_Information shown_.
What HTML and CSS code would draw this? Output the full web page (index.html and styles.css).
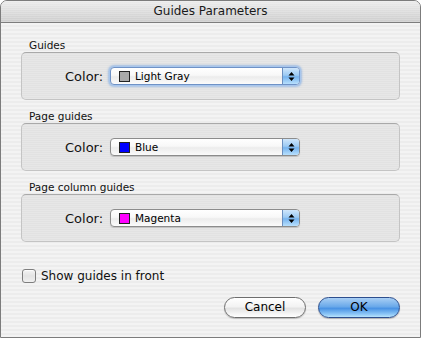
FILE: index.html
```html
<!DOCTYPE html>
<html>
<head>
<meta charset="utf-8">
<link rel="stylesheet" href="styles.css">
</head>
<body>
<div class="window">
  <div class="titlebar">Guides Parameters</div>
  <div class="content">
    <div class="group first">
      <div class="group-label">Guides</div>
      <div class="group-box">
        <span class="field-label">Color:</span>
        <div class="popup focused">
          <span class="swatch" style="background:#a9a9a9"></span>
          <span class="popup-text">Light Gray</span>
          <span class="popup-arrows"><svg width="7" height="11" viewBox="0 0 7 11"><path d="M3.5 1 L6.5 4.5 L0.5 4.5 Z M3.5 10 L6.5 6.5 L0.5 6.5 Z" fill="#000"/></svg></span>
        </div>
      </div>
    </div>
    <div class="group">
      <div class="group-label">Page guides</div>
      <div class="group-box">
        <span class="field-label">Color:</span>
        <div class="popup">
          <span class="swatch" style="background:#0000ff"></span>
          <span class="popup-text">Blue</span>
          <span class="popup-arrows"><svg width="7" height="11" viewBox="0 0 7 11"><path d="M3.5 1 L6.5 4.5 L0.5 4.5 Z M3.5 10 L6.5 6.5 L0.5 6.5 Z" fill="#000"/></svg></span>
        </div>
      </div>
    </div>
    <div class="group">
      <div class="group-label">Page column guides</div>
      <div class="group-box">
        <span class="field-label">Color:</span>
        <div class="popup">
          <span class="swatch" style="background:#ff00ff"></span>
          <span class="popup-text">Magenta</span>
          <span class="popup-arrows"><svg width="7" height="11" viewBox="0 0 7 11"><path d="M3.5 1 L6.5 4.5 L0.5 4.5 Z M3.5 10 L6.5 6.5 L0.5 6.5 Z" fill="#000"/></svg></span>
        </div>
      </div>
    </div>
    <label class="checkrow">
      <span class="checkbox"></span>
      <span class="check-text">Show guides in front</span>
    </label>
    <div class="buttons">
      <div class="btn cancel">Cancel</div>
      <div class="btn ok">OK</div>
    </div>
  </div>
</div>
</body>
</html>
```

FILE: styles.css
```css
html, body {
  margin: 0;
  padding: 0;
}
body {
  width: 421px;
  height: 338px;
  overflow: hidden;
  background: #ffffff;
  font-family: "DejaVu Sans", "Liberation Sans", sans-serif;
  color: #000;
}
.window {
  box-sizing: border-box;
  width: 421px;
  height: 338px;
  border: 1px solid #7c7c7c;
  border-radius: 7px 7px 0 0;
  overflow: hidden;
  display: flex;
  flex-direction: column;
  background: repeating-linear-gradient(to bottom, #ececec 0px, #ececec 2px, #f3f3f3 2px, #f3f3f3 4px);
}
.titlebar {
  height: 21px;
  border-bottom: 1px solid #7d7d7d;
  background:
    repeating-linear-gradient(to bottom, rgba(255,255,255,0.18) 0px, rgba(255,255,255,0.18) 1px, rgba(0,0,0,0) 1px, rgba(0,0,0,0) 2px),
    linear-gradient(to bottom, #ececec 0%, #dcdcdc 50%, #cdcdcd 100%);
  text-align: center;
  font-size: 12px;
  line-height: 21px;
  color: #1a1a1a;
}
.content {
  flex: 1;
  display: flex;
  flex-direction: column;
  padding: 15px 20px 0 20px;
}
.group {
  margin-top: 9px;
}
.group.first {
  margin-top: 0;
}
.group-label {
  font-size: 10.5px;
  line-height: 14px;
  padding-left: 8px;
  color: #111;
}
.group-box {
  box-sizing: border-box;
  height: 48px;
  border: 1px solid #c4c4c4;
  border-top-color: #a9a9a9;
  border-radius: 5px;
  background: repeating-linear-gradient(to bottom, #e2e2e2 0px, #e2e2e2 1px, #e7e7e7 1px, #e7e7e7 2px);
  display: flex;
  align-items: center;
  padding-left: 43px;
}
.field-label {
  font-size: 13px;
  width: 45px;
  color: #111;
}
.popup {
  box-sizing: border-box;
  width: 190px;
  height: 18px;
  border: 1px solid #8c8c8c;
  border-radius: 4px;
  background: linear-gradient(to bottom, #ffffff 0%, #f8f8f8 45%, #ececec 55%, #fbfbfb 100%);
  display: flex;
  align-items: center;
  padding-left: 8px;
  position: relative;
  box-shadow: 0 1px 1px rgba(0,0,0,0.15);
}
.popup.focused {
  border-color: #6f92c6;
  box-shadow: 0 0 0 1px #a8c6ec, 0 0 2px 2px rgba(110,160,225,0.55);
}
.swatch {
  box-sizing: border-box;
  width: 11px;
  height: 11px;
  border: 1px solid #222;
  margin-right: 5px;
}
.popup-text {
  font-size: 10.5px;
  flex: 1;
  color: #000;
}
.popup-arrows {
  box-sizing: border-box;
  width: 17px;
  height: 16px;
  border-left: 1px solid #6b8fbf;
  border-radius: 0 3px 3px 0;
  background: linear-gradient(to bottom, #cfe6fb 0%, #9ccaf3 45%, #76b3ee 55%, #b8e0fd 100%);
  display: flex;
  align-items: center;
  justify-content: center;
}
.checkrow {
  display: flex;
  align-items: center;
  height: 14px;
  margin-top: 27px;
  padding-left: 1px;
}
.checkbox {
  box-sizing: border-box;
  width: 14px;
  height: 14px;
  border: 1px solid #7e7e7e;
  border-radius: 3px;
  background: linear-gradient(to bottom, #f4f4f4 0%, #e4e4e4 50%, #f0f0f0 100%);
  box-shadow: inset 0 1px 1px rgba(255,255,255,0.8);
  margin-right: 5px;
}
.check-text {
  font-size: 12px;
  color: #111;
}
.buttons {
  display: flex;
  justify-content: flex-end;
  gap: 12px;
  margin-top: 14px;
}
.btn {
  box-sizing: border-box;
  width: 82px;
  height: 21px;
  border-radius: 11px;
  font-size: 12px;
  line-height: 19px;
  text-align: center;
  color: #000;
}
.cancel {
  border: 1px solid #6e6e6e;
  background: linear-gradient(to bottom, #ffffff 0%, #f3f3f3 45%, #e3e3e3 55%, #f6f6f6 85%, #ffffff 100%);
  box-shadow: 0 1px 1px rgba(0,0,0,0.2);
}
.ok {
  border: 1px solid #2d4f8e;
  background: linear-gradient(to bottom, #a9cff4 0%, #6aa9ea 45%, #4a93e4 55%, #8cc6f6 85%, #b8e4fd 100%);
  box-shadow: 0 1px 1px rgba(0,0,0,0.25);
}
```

_What you should do_. The word "styles" appears in how many lines of the data? Answer with only the number.

_Output below_. 3